■ Stated task ■
Print the listing below exactly.

■ Supplied data ■
++++++++++++++++++++

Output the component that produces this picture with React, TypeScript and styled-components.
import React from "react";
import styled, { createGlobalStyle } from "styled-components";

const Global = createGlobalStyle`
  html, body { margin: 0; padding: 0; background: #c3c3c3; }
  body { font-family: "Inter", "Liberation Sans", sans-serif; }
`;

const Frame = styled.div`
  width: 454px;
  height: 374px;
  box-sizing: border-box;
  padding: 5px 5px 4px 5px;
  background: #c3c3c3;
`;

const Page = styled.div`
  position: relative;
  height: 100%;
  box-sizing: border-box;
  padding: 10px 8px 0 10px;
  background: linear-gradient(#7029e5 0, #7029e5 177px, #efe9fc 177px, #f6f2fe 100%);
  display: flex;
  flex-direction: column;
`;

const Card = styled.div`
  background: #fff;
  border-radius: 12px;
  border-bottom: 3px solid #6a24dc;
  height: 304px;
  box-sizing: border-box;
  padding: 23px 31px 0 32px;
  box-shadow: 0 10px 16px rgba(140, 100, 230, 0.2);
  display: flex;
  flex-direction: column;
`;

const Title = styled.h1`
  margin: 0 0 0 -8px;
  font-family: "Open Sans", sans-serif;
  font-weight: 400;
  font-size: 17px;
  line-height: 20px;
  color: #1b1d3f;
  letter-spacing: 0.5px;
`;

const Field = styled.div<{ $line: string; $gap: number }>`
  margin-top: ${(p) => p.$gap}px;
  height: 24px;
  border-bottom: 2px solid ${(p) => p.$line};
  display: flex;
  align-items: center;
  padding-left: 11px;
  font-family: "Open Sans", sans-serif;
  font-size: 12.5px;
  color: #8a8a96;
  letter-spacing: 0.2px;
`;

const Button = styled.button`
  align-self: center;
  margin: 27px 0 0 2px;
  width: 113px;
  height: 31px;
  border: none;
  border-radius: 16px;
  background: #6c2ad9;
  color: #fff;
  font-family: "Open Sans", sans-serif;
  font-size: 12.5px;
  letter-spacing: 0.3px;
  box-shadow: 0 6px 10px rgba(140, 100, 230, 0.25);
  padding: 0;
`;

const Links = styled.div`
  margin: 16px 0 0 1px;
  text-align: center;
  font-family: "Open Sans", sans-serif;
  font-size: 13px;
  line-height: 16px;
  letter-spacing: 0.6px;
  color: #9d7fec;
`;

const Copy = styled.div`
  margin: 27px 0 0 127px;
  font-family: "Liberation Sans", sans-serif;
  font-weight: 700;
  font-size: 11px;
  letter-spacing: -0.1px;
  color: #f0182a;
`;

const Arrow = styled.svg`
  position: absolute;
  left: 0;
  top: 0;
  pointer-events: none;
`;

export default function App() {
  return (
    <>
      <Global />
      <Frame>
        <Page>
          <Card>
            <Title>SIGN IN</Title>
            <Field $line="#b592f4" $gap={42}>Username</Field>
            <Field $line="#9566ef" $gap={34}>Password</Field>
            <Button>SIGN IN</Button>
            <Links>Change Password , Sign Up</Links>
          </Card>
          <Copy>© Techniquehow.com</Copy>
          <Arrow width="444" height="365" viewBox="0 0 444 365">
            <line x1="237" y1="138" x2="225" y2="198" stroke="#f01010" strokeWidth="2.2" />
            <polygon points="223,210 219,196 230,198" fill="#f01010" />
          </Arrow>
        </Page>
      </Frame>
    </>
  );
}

++++++++++++++++++++

■ Result for this exercise ■
Output the component that produces this picture with React, TypeScript and styled-components.
import React from "react";
import styled, { createGlobalStyle } from "styled-components";

const Global = createGlobalStyle`
  html, body { margin: 0; padding: 0; background: #c3c3c3; }
  body { font-family: "Inter", "Liberation Sans", sans-serif; }
`;

const Frame = styled.div`
  width: 454px;
  height: 374px;
  box-sizing: border-box;
  padding: 5px 5px 4px 5px;
  background: #c3c3c3;
`;

const Page = styled.div`
  position: relative;
  height: 100%;
  box-sizing: border-box;
  padding: 10px 8px 0 10px;
  background: linear-gradient(#7029e5 0, #7029e5 177px, #efe9fc 177px, #f6f2fe 100%);
  display: flex;
  flex-direction: column;
`;

const Card = styled.div`
  background: #fff;
  border-radius: 12px;
  border-bottom: 3px solid #6a24dc;
  height: 304px;
  box-sizing: border-box;
  padding: 23px 31px 0 32px;
  box-shadow: 0 10px 16px rgba(140, 100, 230, 0.2);
  display: flex;
  flex-direction: column;
`;

const Title = styled.h1`
  margin: 0 0 0 -8px;
  font-family: "Open Sans", sans-serif;
  font-weight: 400;
  font-size: 17px;
  line-height: 20px;
  color: #1b1d3f;
  letter-spacing: 0.5px;
`;

const Field = styled.div<{ $line: string; $gap: number }>`
  margin-top: ${(p) => p.$gap}px;
  height: 24px;
  border-bottom: 2px solid ${(p) => p.$line};
  display: flex;
  align-items: center;
  padding-left: 11px;
  font-family: "Open Sans", sans-serif;
  font-size: 12.5px;
  color: #8a8a96;
  letter-spacing: 0.2px;
`;

const Button = styled.button`
  align-self: center;
  margin: 27px 0 0 2px;
  width: 113px;
  height: 31px;
  border: none;
  border-radius: 16px;
  background: #6c2ad9;
  color: #fff;
  font-family: "Open Sans", sans-serif;
  font-size: 12.5px;
  letter-spacing: 0.3px;
  box-shadow: 0 6px 10px rgba(140, 100, 230, 0.25);
  padding: 0;
`;

const Links = styled.div`
  margin: 16px 0 0 1px;
  text-align: center;
  font-family: "Open Sans", sans-serif;
  font-size: 13px;
  line-height: 16px;
  letter-spacing: 0.6px;
  color: #9d7fec;
`;

const Copy = styled.div`
  margin: 27px 0 0 127px;
  font-family: "Liberation Sans", sans-serif;
  font-weight: 700;
  font-size: 11px;
  letter-spacing: -0.1px;
  color: #f0182a;
`;

const Arrow = styled.svg`
  position: absolute;
  left: 0;
  top: 0;
  pointer-events: none;
`;

export default function App() {
  return (
    <>
      <Global />
      <Frame>
        <Page>
          <Card>
            <Title>SIGN IN</Title>
            <Field $line="#b592f4" $gap={42}>Username</Field>
            <Field $line="#9566ef" $gap={34}>Password</Field>
            <Button>SIGN IN</Button>
            <Links>Change Password , Sign Up</Links>
          </Card>
          <Copy>© Techniquehow.com</Copy>
          <Arrow width="444" height="365" viewBox="0 0 444 365">
            <line x1="237" y1="138" x2="225" y2="198" stroke="#f01010" strokeWidth="2.2" />
            <polygon points="223,210 219,196 230,198" fill="#f01010" />
          </Arrow>
        </Page>
      </Frame>
    </>
  );
}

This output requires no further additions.